When I was a teenager, punk songs about how the only good
Deadhead is one that is dead were my idea of clever songwriting. Then I grew
up, got more boring and/or less dogmatic, and reluctantly conceded that at
least American Beauty and Workingman’s Dead are better than 85% of all punk albums.
Even still, the idea of volitionally listening to a Dead spinoff
seemed beyond the pale, but here I am, rocking some New Riders solely on
account of Skip Battin’s presence in the band (begun with this album, their
sixth). Battin was arguably the third least essential Byrd, after passing
bassist John York and mediocre drummer Michael Clarke, but completist tendencies are ugly
things.
It’s not bad, the album.

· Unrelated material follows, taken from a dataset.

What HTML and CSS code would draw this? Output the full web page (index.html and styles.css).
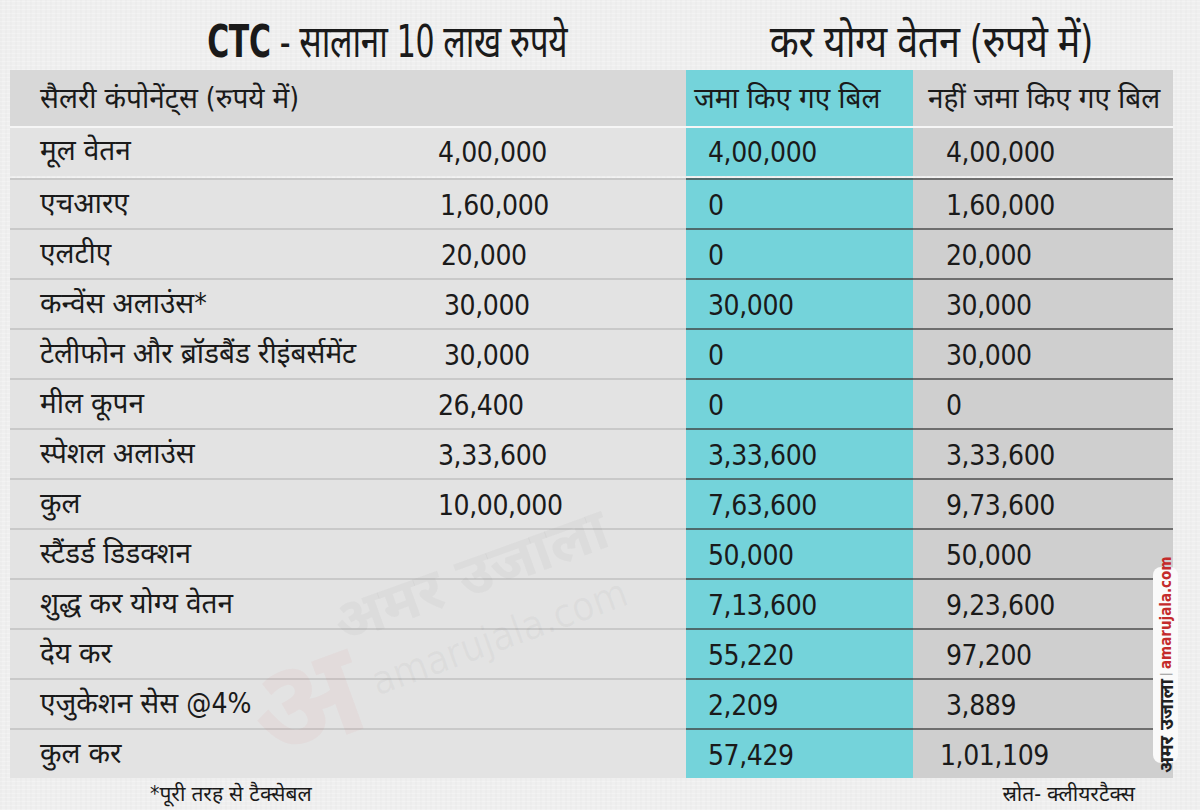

The first side, in particular, rides a mellow
stoned country groove through a spirited rendition of Bob Dylan’s “You Angel You” (from which Roger McGuinn in 1974 could have taken a cue or two, given his lifeless covers of the era) and the great standard “Ashes of Love,” along with singer John Dawson’s “Instant
Armadillo Blues,” whose tale of “going down to Austin” to watch the armadillos could have come straight off the pages of a Tom Robbins novel. Then Battin and songwriting
partner Kim Fowley take over side 2 and grind things to a halt with more of the
simplistic novelty songs that they had already dumped on several late-period
Byrds albums. Considering that the New Riders were cranking out multiple albums
per year at this point, I suppose the stakes were low and consequences small.
But still, Battin doesn't add much to the group except song-quantity--which probably counted for something given their prolific output.